Item 5.07 | Submission of Matters to a Vote of Security Holders. |
On March 2, 2021, Slack Technologies, Inc. (the “Company”), held a special meeting of stockholders (the “Special Meeting”) to consider certain proposals related to the Agreement and Plan of Merger (as it may be amended from time to time, the “Merger Agreement”), dated December 1, 2020, by and among the Company, salesforce.com, inc. (“Salesforce”), Skyline Strategies I Inc. (“Merger Sub I”) and Skyline Strategies II LLC (“Merger Sub II”) (the “Merger Agreement”). The Merger Agreement provides for the merger of Merger Sub I with and into the Company, with the Company continuing as the surviving corporation (the “Surviving Corporation”) and a direct, wholly owned subsidiary of Salesforce (the “First Merger”), immediately followed by a second merger of the surviving corporation into either Merger Sub II or Salesforce, with either Merger Sub II or Salesforce continuing as the surviving company (the “Second Merger” and together with the “First Merger”, the “Mergers”).

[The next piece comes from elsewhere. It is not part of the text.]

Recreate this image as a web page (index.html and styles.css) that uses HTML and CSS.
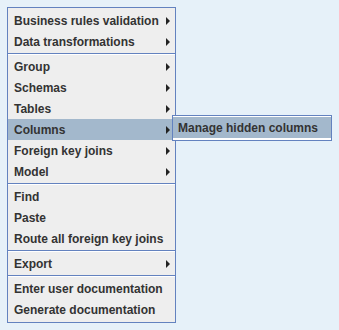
FILE: index.html
```html
<!DOCTYPE html>
<html lang="en">
<head>
    <meta charset="UTF-8">
    <title>Context menu</title>
    <link rel="stylesheet" href="styles.css">
</head>
<body>
    <div class="menu">
        <div class="item sub">Business rules validation</div>
        <div class="item sub">Data transformations</div>
        <div class="sep"></div>
        <div class="item sub">Group</div>
        <div class="item sub">Schemas</div>
        <div class="item sub">Tables</div>
        <div class="item sub active">Columns
            <!-- submenu opened on Columns -->
            <div class="submenu">
                <div class="item active">Manage hidden columns</div>
            </div>
        </div>
        <div class="item sub">Foreign key joins</div>
        <div class="item sub">Model</div>
        <div class="sep"></div>
        <div class="item">Find</div>
        <div class="item">Paste</div>
        <div class="item">Route all foreign key joins</div>
        <div class="sep"></div>
        <div class="item sub">Export</div>
        <div class="sep"></div>
        <div class="item">Enter user documentation</div>
        <div class="item">Generate documentation</div>
    </div>
</body>
</html>
```
FILE: styles.css
```css
body {
    margin: 0;
    background: #e6f1f9;
    font-family: "Liberation Sans", Arial, sans-serif;
    font-size: 12px;
    font-weight: bold;
    color: #333333;
}

/* Popup principal */
.menu {
    position: relative;
    margin: 7px 0 0 7px;
    width: 167px;
    padding: 2px 0;
    background: #eeeeee;
    border: 1px solid #6382bf;
    display: flex;
    flex-direction: column;
}

.item {
    position: relative;
    height: 21px;
    line-height: 23px;
    padding-left: 6px;
    white-space: nowrap;
}

.item.active {
    background: #a3b8cc;
}

/* Flecha de submenu */
.sub::after {
    content: "";
    position: absolute;
    left: 158px;
    top: 7px;
    border-top: 4px solid transparent;
    border-bottom: 4px solid transparent;
    border-left: 4px solid #222222;
}

.sep {
    height: 1px;
    margin: 1px 0 1px 0;
    background: #6382bf;
    border-bottom: 1px solid #ffffff;
}

/* Submenu */
.submenu {
    position: absolute;
    left: 164px;
    top: -4px;
    width: 158px;
    padding: 1px 0 2px 0;
    background: #ffffff;
    border: 1px solid #6382bf;
    display: flex;
    flex-direction: column;
}

.submenu .item {
    padding-left: 5px;
}
```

As of January 25, 2021, the record date for the Special Meeting, there were 501,490,143 shares of Slack Class A common stock outstanding, each of which was entitled to one vote for each proposal at the Special Meeting, and 79,094,868 shares of Class B common stock outstanding, each of which was entitled to ten votes for each proposal at the Special Meeting. The Class A common stock and Class B common stock (the “common stock”) voted together as a single class on all matters. Present at the Special Meeting in person or by proxy were holders of 380,816,343 shares of common stock, representing a total of 1,084,374,585 votes, or a majority of the voting power of all issued and outstanding shares of the Company’s common stock as of the record date, and constituting a quorum under the Company’s bylaws. At the Special Meeting, Company stockholders considered two proposals. The final results regarding each proposal are set forth below.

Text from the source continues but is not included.